Music is central to much of Hesse’s writing. He played the violin, and his first wife was a gifted pianist. In Gertrud (1910; Gertrude, 1955), Hesse tells the story of a composer; in Die Morgenlandfahrt (1932; The Journey to the East, 1956) he writes of a violinist; and in Das Glasperlenspiel: Versuch einer Lebensbeschreibung des Magister Ludi Josef Knecht samt Knechts hinterlassenen Schriften (1943; The Glass Bead Game, 1969), there is a pianist and a musical theorist. In Steppenwolf, too, music plays an important role. Pablo is a jazz musician, and the music of Wolfgang Amadeus Mozart epitomizes the level of the immortal. Music becomes the synthesis of opposites, harmony within dissonance. Music, for Hesse, is the ideal abstract statement of harmony: It is written, heard, and felt. Moreover, it is timeless or outside time at a level that language can never achieve.

During the middle section of the novel—the education of Haller—the narrator, on the verge of mental collapse, discovers his initiator to self-understanding to be a strange young girl named Hermine. Under her tutelage, Haller must first learn to dance; that is, to experience the sensual side of his nature without disgust. Following the direction of Hermine and her friends, Maria and Pablo, Haller is forced to realize that the self has infinite possibilities. By experiencing the sensual, Haller is following the downward path to wisdom and sainthood. The trip is essentially a mystical one, and Haller experiences what so many mystics before him discovered. Many of the Christian saints were first profligates who rose from sinner to saint. Other mystics, such as Walt Whitman, relate that salvation is through indulgence of the flesh, not through denial of it. As T. S. Eliot discovered in the Four Quartets (1943), the way down and the way up are one and the same. In learning to dance, Haller learns to divest himself of his ego. On his way to the intuitive mystic vision that all Romantics eventually achieve, he experiences dance, drink, music, sex, and drugs. Haller is flawed, however. Like the quester in Eliot’s The Waste Land (1922), Haller, when put to the final test, fails.

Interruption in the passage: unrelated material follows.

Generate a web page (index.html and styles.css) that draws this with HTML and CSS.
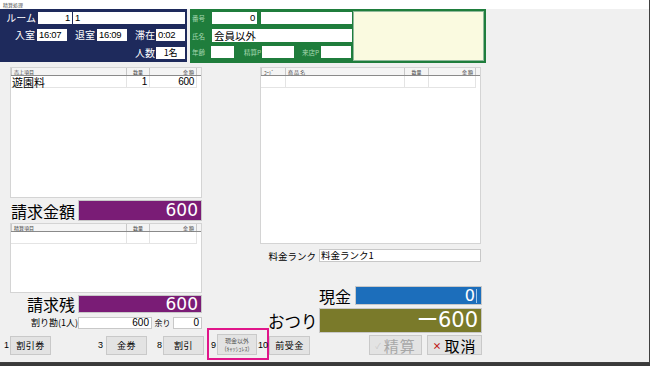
FILE: index.html
```html
<!DOCTYPE html>
<html lang="ja">
<head>
<meta charset="utf-8">
<title>精算処理</title>
<link rel="stylesheet" href="styles.css">
</head>
<body>
<div class="window">
  <div class="titlebar">精算処理</div>
  <div class="top">
    <div class="navy">
      <div class="nrow">
        <span class="nlabel w36">ルーム</span>
        <span class="ninput num right w34 ml2">1</span>
        <span class="ninput num w112 ml1">1</span>
      </div>
      <div class="nrow">
        <span class="nlabel w35">入室</span>
        <span class="ninput num w30 ml2">16:07</span>
        <span class="nlabel w28">退室</span>
        <span class="ninput num w30 ml2">16:09</span>
        <span class="nlabel w28">滞在</span>
        <span class="ninput num w29 ml1">0:02</span>
      </div>
      <div class="nrow r3">
        <span class="nlabel w28">人数</span>
        <span class="ninput num w29 ml1 center">1名</span>
      </div>
    </div>
    <div class="green">
      <div class="gfields">
        <div class="grow">
          <span class="glabel w20">番号</span>
          <span class="ginput num right w45">0</span>
          <span class="ginput w91 ml4"></span>
        </div>
        <div class="grow">
          <span class="glabel w20">氏名</span>
          <span class="ginput name w140">会員以外</span>
        </div>
        <div class="grow">
          <span class="glabel w19">年齢</span>
          <span class="ginput w23"></span>
          <span class="glabel w28 right pr1">精算P</span>
          <span class="ginput w32"></span>
          <span class="glabel w27 right pr2">来店P</span>
          <span class="ginput w30"></span>
        </div>
      </div>
      <div class="memo"></div>
    </div>
  </div>

  <div class="main">
    <div class="leftcol">
      <div class="list l1">
        <div class="lhead cols-a">
          <span>売上項目</span><span class="c">数量</span><span class="r">金 額</span>
        </div>
        <div class="lrow cols-a">
          <span class="item">遊園料</span><span class="r num">1</span><span class="r num">600</span>
        </div>
      </div>
      <div class="amount a1">
        <span class="biglabel w68">請求金額</span>
        <span class="valbox purple">600</span>
      </div>
      <div class="list l2">
        <div class="lhead cols-a">
          <span>精算項目</span><span class="c">数量</span><span class="r">金 額</span>
        </div>
        <div class="lrow cols-a">
          <span></span><span></span><span></span>
        </div>
      </div>
      <div class="amount a2">
        <span class="biglabel w68 right">請求残</span>
        <span class="valbox purple">600</span>
      </div>
      <div class="split">
        <span class="slabel">割り勘(1人)</span>
        <span class="sinput w74">600</span>
        <span class="slabel2">余り</span>
        <span class="sinput w29">0</span>
      </div>
    </div>

    <div class="rightcol">
      <div class="list l3">
        <div class="lhead cols-b">
          <span>ｺｰﾄﾞ</span><span>商 品 名</span><span class="c">数量</span><span class="r">金 額</span>
        </div>
        <div class="lrow cols-b">
          <span></span><span></span><span></span><span></span>
        </div>
      </div>
      <div class="rank">
        <span class="rlabel">料金ランク</span>
        <span class="rinput">料金ランク1</span>
      </div>
      <div class="cash">
        <span class="biglabel cashlabel">現金</span>
        <span class="valbox blue">0<i class="caret"></i></span>
      </div>
      <div class="change">
        <span class="biglabel chlabel">おつり</span>
        <span class="valbox olive">ー600</span>
      </div>
    </div>
  </div>

  <div class="buttons">
    <span class="key k1">1</span>
    <span class="btn">割引券</span>
    <span class="key k3">3</span>
    <span class="btn">金券</span>
    <span class="key k8">8</span>
    <span class="btn">割引</span>
    <div class="highlight">
      <span class="key k9">9</span>
      <span class="btn small">現金以外<br>(ｷｬｯｼｭﾚｽ)</span>
      <span class="key k10">10</span>
    </div>
    <span class="btn">前受金</span>
    <span class="btn big disabled"><span class="chk">✓</span>精算</span>
    <span class="btn big cancel"><span class="x">×</span>取消</span>
  </div>
</div>
</body>
</html>
```

FILE: styles.css
```css
* { box-sizing: border-box; margin: 0; padding: 0; }
html, body { width: 650px; height: 366px; overflow: hidden; }
body {
  background: #3a3a3a;
  font-family: "Noto Sans CJK JP", "Liberation Sans", sans-serif;
  color: #000;
}
.window {
  width: 650px;
  height: 363px;
  background: #f0f0f0;
  border-right: 1px solid #404040;
  border-bottom: 1px solid #404040;
  display: flex;
  flex-direction: column;
}
.titlebar {
  height: 9px;
  background: #fff;
  font-size: 5px;
  line-height: 9px;
  padding-left: 3px;
  color: #555;
}
.top { display: flex; height: 54px; }

/* navy panel */
.navy {
  width: 187px;
  height: 53px;
  background: #1e2a5c;
  padding-top: 3px;
  display: flex;
  flex-direction: column;
  gap: 5px;
}
.nrow { display: flex; align-items: center; height: 12px; }
.nrow.r3 { margin-top: 1px; padding-left: 127px; }
.nlabel { color: #fff; font-size: 10px; line-height: 12px; text-align: right; white-space: nowrap; }
.ninput {
  background: #fff;
  height: 12px;
  line-height: 12px;
  padding: 0 2px;
  font-size: 9.5px;
  white-space: nowrap;
  overflow: hidden;
}
.num { font-family: "Liberation Sans", sans-serif; letter-spacing: -0.3px; }
.right { text-align: right; }
.center { text-align: center; font-family: "Noto Sans CJK JP", sans-serif; font-size: 9px; }
.ml1 { margin-left: 1px; }
.ml2 { margin-left: 2px; }
.ml4 { margin-left: 4px; }
.pr1 { padding-right: 1px; }
.pr2 { padding-right: 2px; }
.w19 { width: 19px; } .w20 { width: 20px; } .w23 { width: 23px; }
.w27 { width: 27px; } .w28 { width: 28px; } .w29 { width: 29px; }
.w30 { width: 30px; } .w32 { width: 32px; } .w34 { width: 34px; }
.w35 { width: 35px; } .w36 { width: 36px; } .w45 { width: 45px; }
.w68 { width: 68px; } .w74 { width: 74px; } .w91 { width: 91px; }
.w112 { width: 112px; } .w140 { width: 140px; }

/* green panel */
.green {
  width: 296px;
  height: 54px;
  margin-left: 3px;
  background: #1f7d3c;
  padding: 2px;
  display: flex;
}
.gfields {
  width: 161px;
  padding-top: 1px;
  display: flex;
  flex-direction: column;
  gap: 5px;
}
.grow { display: flex; align-items: center; height: 12px; }
.grow:nth-child(2) { height: 13px; margin-bottom: -1px; }
.glabel { font-size: 6.5px; color: #a6d8b1; line-height: 12px; white-space: nowrap; }
.ginput {
  background: #fff;
  height: 12px;
  line-height: 12px;
  font-size: 9.5px;
  padding: 0 2px;
}
.grow:nth-child(2) .ginput { height: 13px; }
.ginput.name { font-size: 10.5px; line-height: 13px; }
.memo {
  width: 131px;
  height: 50px;
  background: #fafae0;
  border: 1px solid #8fb99a;
}

/* main */
.main { display: flex; margin-top: 4px; padding-left: 10px; height: 266px; }
.leftcol { width: 192px; display: flex; flex-direction: column; }
.rightcol { width: 222px; margin-left: 58px; display: flex; flex-direction: column; }

.list {
  background: #fff;
  border: 1px solid #d4d4d4;
}
.l1 { height: 131px; }
.l2 { height: 70px; margin-top: 2px; }
.l3 { height: 177px; width: 221px; }
.lhead, .lrow { display: grid; }
.cols-a { grid-template-columns: 116px 23px 47px; }
.cols-b { grid-template-columns: 25px 119px 24px 47px; }
.lhead {
  height: 8px;
  background: #f4f4f4;
  border-bottom: 1px solid #8a8a8a;
}
.lhead span {
  font-size: 5px;
  line-height: 7px;
  height: 7px;
  color: #444;
  padding: 0 2px;
  border-right: 1px solid #c8c8c8;
  white-space: nowrap;
}
.lhead span:first-child { border-left: 1px solid #c8c8c8; }
.c { text-align: center; }
.r { text-align: right; }
.lrow { height: 12px; }
.lrow span {
  border-right: 1px solid #e4e4e4;
  border-bottom: 1px solid #e4e4e4;
  font-size: 10px;
  line-height: 11px;
  height: 12px;
  padding: 0 2px;
}
.lrow .item { font-size: 11px; line-height: 12px; padding-left: 1px; }
.lrow .num { font-size: 10px; }

.amount { display: flex; align-items: center; margin-top: 2px; }
.a1 { height: 21px; }
.a2 { height: 18px; }
.biglabel { font-size: 16px; line-height: 18px; white-space: nowrap; }
.a1 .biglabel { padding-left: 1px; }
.a2 .biglabel { padding-right: 3px; }
.valbox {
  color: #fff;
  font-family: "DejaVu Sans", sans-serif;
  text-align: right;
  padding-right: 3px;
  border: 1px solid #c8c8c8;
  height: 100%;
}
.purple {
  flex: 1;
  background: #7a1c76;
  font-size: 17px;
  line-height: 19px;
}
.a2 .purple { line-height: 16px; }

.split { display: flex; align-items: center; height: 12px; margin-top: 4px; }
.slabel { width: 68px; font-size: 9px; text-align: right; line-height: 12px; white-space: nowrap; }
.sinput {
  height: 12px;
  background: #fff;
  border: 1px solid #c8c8c8;
  font-family: "Liberation Sans", sans-serif;
  font-size: 10px;
  line-height: 10px;
  text-align: right;
  padding-right: 2px;
}
.slabel2 { width: 21px; font-size: 8px; text-align: center; line-height: 12px; }

.rank { display: flex; align-items: center; height: 13px; margin-top: 5px; }
.rlabel { width: 59px; font-size: 9.5px; text-align: right; padding-right: 3px; white-space: nowrap; }
.rinput {
  width: 162px;
  height: 13px;
  background: #fff;
  border: 1px solid #c8c8c8;
  font-size: 9.5px;
  line-height: 11px;
  padding-left: 1px;
}
.cash { display: flex; align-items: center; height: 19px; margin-top: 24px; }
.cashlabel { width: 95px; text-align: right; padding-right: 4px; }
.blue {
  width: 127px;
  background: #1c6ebb;
  font-size: 16px;
  line-height: 17px;
  padding-right: 4px;
}
.caret {
  display: inline-block;
  width: 1px;
  height: 14px;
  background: #9fc6ea;
  margin-left: 1px;
  vertical-align: -2px;
}
.change { display: flex; align-items: center; height: 25px; margin-top: 3px; }
.chlabel { width: 59px; text-align: left; padding-left: 8px; font-size: 16.5px; }
.olive {
  width: 163px;
  background: #7a7a2a;
  font-size: 21px;
  line-height: 23px;
  padding-right: 3px;
}

/* buttons */
.buttons { display: flex; align-items: center; height: 20px; margin-top: 2px; }
.key { font-family: "Liberation Sans", sans-serif; font-size: 9px; color: #000; }
.k1 { width: 10px; padding-left: 4px; }
.k3 { width: 55px; text-align: right; padding-right: 3px; }
.k8 { width: 16px; text-align: right; padding-right: 1px; }
.k9 { width: 8px; padding-left: 2px; }
.k10 { width: 10px; padding-left: 1px; }
.btn {
  width: 41px;
  height: 19px;
  background: #e3e3e3;
  border: 1px solid #c9c9c9;
  font-size: 9px;
  letter-spacing: 0.5px;
  display: flex;
  align-items: center;
  justify-content: center;
  white-space: nowrap;
}
.highlight {
  display: flex;
  align-items: center;
  width: 62px;
  height: 32px;
  margin: -6px 0 -4px 3px;
  border: 2px solid #e0168a;
  padding-top: 1px;
}
.btn.small {
  font-size: 6px;
  line-height: 8px;
  letter-spacing: 0;
  text-align: center;
  color: #555;
  height: 21px;
}
.btn.big { height: 20px; font-size: 15px; letter-spacing: 1px; }
.btn.disabled { width: 53px; margin-left: 59px; color: #a8a8a8; }
.chk { font-size: 8px; color: #c8c8c8; margin-right: 2px; }
.btn.cancel { width: 55px; margin-left: 5px; }
.x { color: #c01818; font-size: 9px; margin-right: 2px; font-weight: bold; }
```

In Pablo’s Magic Theater, Haller, on a hallucinatory drug trip, experiences the recapitulation of the first two sections of the novel and sees his personality in all of its aspects. Pablo tells him: “I help you make your own world visible, that’s all.” From the Magic Mirror spring two versions of himself, one of which goes off with Pablo, implying the homosexual side of Haller that Sigmund Freud insisted exists in all men. During the Great Automobile Hunt, Haller, the pacifist, learns that he loves to kill. All things contain their opposites. In his third vision—The Marvels of Steppenwolf Training—Haller sees a surrealistic presentation of the main metaphor of the novel that reappears from the introduction. It is with the final vision of Hermine being unfaithful to him that he is unable to cope. In the hallucination, he stabs her, but Pablo cannot take it seriously, just as Haller cannot laugh at it. Because Haller cannot let his ego dissolve, he cannot join the universal flow of things.